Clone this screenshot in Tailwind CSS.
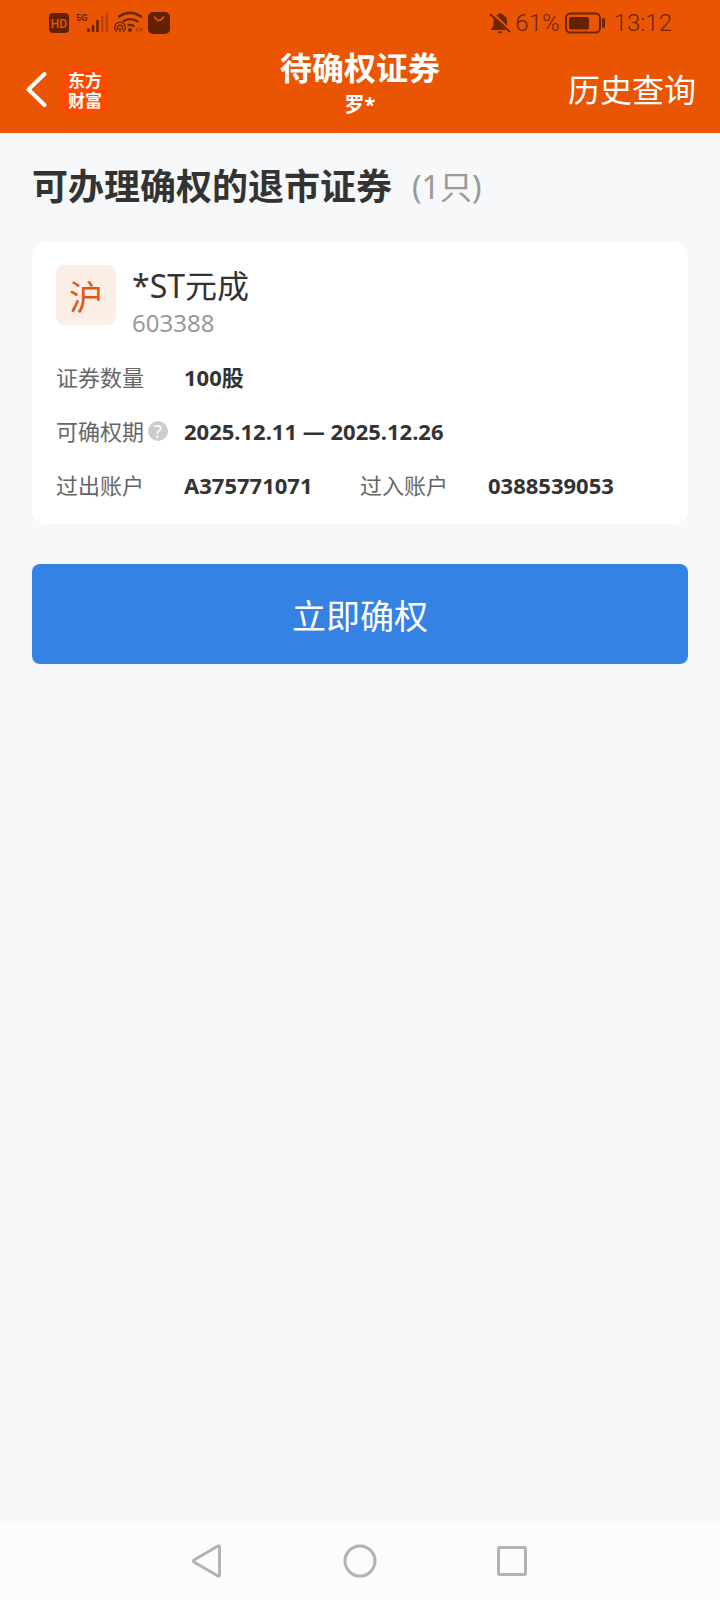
<!DOCTYPE html>
<html lang="zh-CN">
<head>
<meta charset="utf-8">
<meta name="viewport" content="width=device-width, initial-scale=1">
<title>待确权证券</title>
<script src="https://cdn.jsdelivr.net/npm/@tailwindcss/browser@4"></script>
</head>
<body class="flex min-h-screen flex-col bg-[#f7f8fa] font-['Noto_Sans','Noto_Sans_CJK_SC',sans-serif] text-[#333333]">
<header class="bg-[#ea5504] text-white">
  <!-- Status bar -->
  <div class="flex h-[46px] items-center justify-between px-12 text-[#6b2602]">
    <svg class="h-[46px] w-[126px]" viewBox="48 0 126 46" fill="none" aria-label="信号">
      <rect x="49" y="13" width="20" height="20" rx="4" fill="#642300"/>
      <text x="59" y="27.500" text-anchor="middle" font-family="Roboto" font-weight="500" font-size="12" fill="#ea5504">HD</text>
      <text x="76" y="21" font-family="Roboto" font-weight="700" font-size="9" fill="#642300">5G</text>
      <path d="M88.500 29.500v1.500M93 26v5M97.500 21v10" stroke="#642300" stroke-width="2.600" stroke-linecap="round"/>
      <path d="M102.300 16.500v14.500M106.800 13.500v17.500" stroke="#b94204" stroke-width="2.400" stroke-linecap="round"/>
      <path d="M119 16.500q11-7.500 22 0M123.500 21q7.500-4 14 .5M128.500 25q3-.5 5 1" stroke="#6b2602" stroke-width="2.400" stroke-linecap="round"/>
      <circle cx="130" cy="30" r="2" fill="#6b2602"/>
      <path d="M116.500 31.500a5.300 5.300 0 1 1 7 0M118 29.500a2.600 2.600 0 1 1 4 0M120 28.500v3.500" stroke="#6b2602" stroke-width="1.400" stroke-linecap="round"/>
      <path d="M138.500 27v5l-3.500-2.500zM140 27v5l3.500-2.500z" fill="#b94204"/>
      <rect x="148" y="12" width="22" height="22" rx="5" fill="#642300"/>
      <path d="M154.500 17q4.500 7 9 0" stroke="#ea5504" stroke-width="1.500" stroke-linecap="round"/>
    </svg>
    <div class="flex items-center gap-1 font-['Roboto'] text-[24px] leading-[46px]">
      <svg class="h-6 w-[22px]" viewBox="1 0 22 24" aria-label="静音">
        <path d="M12 2c-.9 0-1.400.6-1.400 1.300C7.500 4 5.500 6.500 5.500 9.500V15l-2.500 3v1h18v-1l-2-3V9.500c0-3-2-5.500-5.500-6.200C13.500 2.600 12.900 2 12 2zM9.500 20.500h5q-.5 2-2.500 2t-2.500-2z" fill="#6b2602"/>
        <path d="M3 2l19 18" stroke="#ea5504" stroke-width="4"/>
        <path d="M2.500 3.500l19 17" stroke="#6b2602" stroke-width="2" stroke-linecap="round"/>
      </svg>
      <span class="font-light">61%</span>
      <svg class="h-6 w-[42px]" viewBox="0 0 42 24" fill="none" aria-label="电量">
        <rect x="2" y="2.500" width="34" height="19" rx="4.500" stroke="#6b2602" stroke-width="2"/>
        <rect x="5" y="6" width="20" height="12.500" rx="2" fill="#642300"/>
        <rect x="38" y="7" width="3" height="10" rx="1.500" fill="#6b2602"/>
      </svg>
      <time class="ml-1 font-light">13:12</time>
    </div>
  </div>
  <!-- Title bar -->
  <div class="grid h-[87px] grid-cols-[1fr_auto_1fr] items-center px-6">
    <div class="flex items-center gap-3">
      <button type="button" aria-label="返回" class="h-10 w-[26px]">
        <svg class="h-10 w-[26px]" viewBox="0 0 26 40" fill="none"><path d="M20.500 4L4.500 19.500L20.500 35" stroke="#fff" stroke-width="4" stroke-linecap="round" stroke-linejoin="round"/></svg>
      </button>
      <a href="#" class="flex h-[46px] w-[46px] flex-col items-center justify-center rounded-[10px] bg-[#ff4800] font-['Noto_Sans_CJK_SC',sans-serif] text-[17px] leading-5 font-bold"><span>东方</span><span>财富</span></a>
    </div>
    <div class="flex flex-col items-center self-start">
      <h1 class="text-[32px] leading-[44px] font-bold">待确权证券</h1>
      <p class="text-[20px] leading-[30px] font-bold">罗*</p>
    </div>
    <a href="#" class="justify-self-end text-[32px] leading-[44px]">历史查询</a>
  </div>
</header>

<main class="flex-1 px-8 pt-7">
  <h2 class="flex items-center gap-5 text-[36px] leading-[52px] font-bold">可办理确权的退市证券 <span class="text-[32px] font-normal text-[#999999]">(1只)</span></h2>
  <section class="mt-7 rounded-2xl bg-white px-6 pt-6 pb-3">
    <div class="flex gap-4">
      <span class="flex size-[60px] items-center justify-center rounded-lg bg-[#fceee6] pt-1 text-[34px] leading-[56px] text-[#dd5a14]">沪</span>
      <div>
        <h3 class="text-[32px] leading-[42px]">*ST元成</h3>
        <p class="text-[24px] leading-8 text-[#999999]">603388</p>
      </div>
    </div>
    <dl class="mt-[11px] grid grid-cols-2 text-[22px] leading-[54px]">
      <div class="col-span-2 flex"><dt class="w-32 text-[#666666]">证券数量</dt><dd class="font-bold">100股</dd></div>
      <div class="col-span-2 flex">
        <dt class="flex w-32 items-center gap-1 text-[#666666]">可确权期
          <button type="button" aria-label="说明" class="flex size-5 items-center justify-center rounded-full bg-[#cccccc] text-[18px] leading-5 text-white">?</button>
        </dt>
        <dd class="font-bold">2025.12.11 — 2025.12.26</dd>
      </div>
      <div class="flex"><dt class="w-32 text-[#666666]">过出账户</dt><dd class="font-bold">A375771071</dd></div>
      <div class="flex"><dt class="w-32 text-[#666666]">过入账户</dt><dd class="font-bold">0388539053</dd></div>
    </dl>
  </section>
  <button type="button" class="mt-10 h-[100px] w-full rounded-lg bg-[#3482e3] pt-1 text-[34px] text-white">立即确权</button>
</main>

<nav aria-label="系统导航" class="flex h-[78px] items-center justify-center gap-[117px] bg-[#fcfcfc]">
  <button type="button" aria-label="返回"><svg class="size-9" viewBox="0 0 36 36" fill="none" stroke="#b3b3b3" stroke-width="3" stroke-linejoin="round"><path d="M30.500 3.500v29q-.5 1-1.500.5L5 19q-1-1 0-2L29 3q1-.5 1.500.5z"/></svg></button>
  <button type="button" aria-label="主页"><svg class="size-9" viewBox="0 0 36 36" fill="none" stroke="#b3b3b3" stroke-width="3"><circle cx="18" cy="18" r="15"/></svg></button>
  <button type="button" aria-label="最近任务"><svg class="size-9" viewBox="0 0 36 36" fill="none" stroke="#b3b3b3" stroke-width="3"><rect x="3.500" y="4.500" width="27" height="27" rx="1.500"/></svg></button>
</nav>
</body>
</html>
::::::::::
Work required> Reproduce the full listing above verbatim, with no pictures included.

Response to the exercise>
Clone this screenshot in Tailwind CSS.
<!DOCTYPE html>
<html lang="zh-CN">
<head>
<meta charset="utf-8">
<meta name="viewport" content="width=device-width, initial-scale=1">
<title>待确权证券</title>
<script src="https://cdn.jsdelivr.net/npm/@tailwindcss/browser@4"></script>
</head>
<body class="flex min-h-screen flex-col bg-[#f7f8fa] font-['Noto_Sans','Noto_Sans_CJK_SC',sans-serif] text-[#333333]">
<header class="bg-[#ea5504] text-white">
  <!-- Status bar -->
  <div class="flex h-[46px] items-center justify-between px-12 text-[#6b2602]">
    <svg class="h-[46px] w-[126px]" viewBox="48 0 126 46" fill="none" aria-label="信号">
      <rect x="49" y="13" width="20" height="20" rx="4" fill="#642300"/>
      <text x="59" y="27.500" text-anchor="middle" font-family="Roboto" font-weight="500" font-size="12" fill="#ea5504">HD</text>
      <text x="76" y="21" font-family="Roboto" font-weight="700" font-size="9" fill="#642300">5G</text>
      <path d="M88.500 29.500v1.500M93 26v5M97.500 21v10" stroke="#642300" stroke-width="2.600" stroke-linecap="round"/>
      <path d="M102.300 16.500v14.500M106.800 13.500v17.500" stroke="#b94204" stroke-width="2.400" stroke-linecap="round"/>
      <path d="M119 16.500q11-7.500 22 0M123.500 21q7.500-4 14 .5M128.500 25q3-.5 5 1" stroke="#6b2602" stroke-width="2.400" stroke-linecap="round"/>
      <circle cx="130" cy="30" r="2" fill="#6b2602"/>
      <path d="M116.500 31.500a5.300 5.300 0 1 1 7 0M118 29.500a2.600 2.600 0 1 1 4 0M120 28.500v3.500" stroke="#6b2602" stroke-width="1.400" stroke-linecap="round"/>
      <path d="M138.500 27v5l-3.500-2.500zM140 27v5l3.500-2.500z" fill="#b94204"/>
      <rect x="148" y="12" width="22" height="22" rx="5" fill="#642300"/>
      <path d="M154.500 17q4.500 7 9 0" stroke="#ea5504" stroke-width="1.500" stroke-linecap="round"/>
    </svg>
    <div class="flex items-center gap-1 font-['Roboto'] text-[24px] leading-[46px]">
      <svg class="h-6 w-[22px]" viewBox="1 0 22 24" aria-label="静音">
        <path d="M12 2c-.9 0-1.400.6-1.400 1.300C7.500 4 5.500 6.500 5.500 9.500V15l-2.500 3v1h18v-1l-2-3V9.500c0-3-2-5.500-5.500-6.200C13.500 2.600 12.900 2 12 2zM9.500 20.500h5q-.5 2-2.500 2t-2.500-2z" fill="#6b2602"/>
        <path d="M3 2l19 18" stroke="#ea5504" stroke-width="4"/>
        <path d="M2.500 3.500l19 17" stroke="#6b2602" stroke-width="2" stroke-linecap="round"/>
      </svg>
      <span class="font-light">61%</span>
      <svg class="h-6 w-[42px]" viewBox="0 0 42 24" fill="none" aria-label="电量">
        <rect x="2" y="2.500" width="34" height="19" rx="4.500" stroke="#6b2602" stroke-width="2"/>
        <rect x="5" y="6" width="20" height="12.500" rx="2" fill="#642300"/>
        <rect x="38" y="7" width="3" height="10" rx="1.500" fill="#6b2602"/>
      </svg>
      <time class="ml-1 font-light">13:12</time>
    </div>
  </div>
  <!-- Title bar -->
  <div class="grid h-[87px] grid-cols-[1fr_auto_1fr] items-center px-6">
    <div class="flex items-center gap-3">
      <button type="button" aria-label="返回" class="h-10 w-[26px]">
        <svg class="h-10 w-[26px]" viewBox="0 0 26 40" fill="none"><path d="M20.500 4L4.500 19.500L20.500 35" stroke="#fff" stroke-width="4" stroke-linecap="round" stroke-linejoin="round"/></svg>
      </button>
      <a href="#" class="flex h-[46px] w-[46px] flex-col items-center justify-center rounded-[10px] bg-[#ff4800] font-['Noto_Sans_CJK_SC',sans-serif] text-[17px] leading-5 font-bold"><span>东方</span><span>财富</span></a>
    </div>
    <div class="flex flex-col items-center self-start">
      <h1 class="text-[32px] leading-[44px] font-bold">待确权证券</h1>
      <p class="text-[20px] leading-[30px] font-bold">罗*</p>
    </div>
    <a href="#" class="justify-self-end text-[32px] leading-[44px]">历史查询</a>
  </div>
</header>

<main class="flex-1 px-8 pt-7">
  <h2 class="flex items-center gap-5 text-[36px] leading-[52px] font-bold">可办理确权的退市证券 <span class="text-[32px] font-normal text-[#999999]">(1只)</span></h2>
  <section class="mt-7 rounded-2xl bg-white px-6 pt-6 pb-3">
    <div class="flex gap-4">
      <span class="flex size-[60px] items-center justify-center rounded-lg bg-[#fceee6] pt-1 text-[34px] leading-[56px] text-[#dd5a14]">沪</span>
      <div>
        <h3 class="text-[32px] leading-[42px]">*ST元成</h3>
        <p class="text-[24px] leading-8 text-[#999999]">603388</p>
      </div>
    </div>
    <dl class="mt-[11px] grid grid-cols-2 text-[22px] leading-[54px]">
      <div class="col-span-2 flex"><dt class="w-32 text-[#666666]">证券数量</dt><dd class="font-bold">100股</dd></div>
      <div class="col-span-2 flex">
        <dt class="flex w-32 items-center gap-1 text-[#666666]">可确权期
          <button type="button" aria-label="说明" class="flex size-5 items-center justify-center rounded-full bg-[#cccccc] text-[18px] leading-5 text-white">?</button>
        </dt>
        <dd class="font-bold">2025.12.11 — 2025.12.26</dd>
      </div>
      <div class="flex"><dt class="w-32 text-[#666666]">过出账户</dt><dd class="font-bold">A375771071</dd></div>
      <div class="flex"><dt class="w-32 text-[#666666]">过入账户</dt><dd class="font-bold">0388539053</dd></div>
    </dl>
  </section>
  <button type="button" class="mt-10 h-[100px] w-full rounded-lg bg-[#3482e3] pt-1 text-[34px] text-white">立即确权</button>
</main>

<nav aria-label="系统导航" class="flex h-[78px] items-center justify-center gap-[117px] bg-[#fcfcfc]">
  <button type="button" aria-label="返回"><svg class="size-9" viewBox="0 0 36 36" fill="none" stroke="#b3b3b3" stroke-width="3" stroke-linejoin="round"><path d="M30.500 3.500v29q-.5 1-1.500.5L5 19q-1-1 0-2L29 3q1-.5 1.500.5z"/></svg></button>
  <button type="button" aria-label="主页"><svg class="size-9" viewBox="0 0 36 36" fill="none" stroke="#b3b3b3" stroke-width="3"><circle cx="18" cy="18" r="15"/></svg></button>
  <button type="button" aria-label="最近任务"><svg class="size-9" viewBox="0 0 36 36" fill="none" stroke="#b3b3b3" stroke-width="3"><rect x="3.500" y="4.500" width="27" height="27" rx="1.500"/></svg></button>
</nav>
</body>
</html>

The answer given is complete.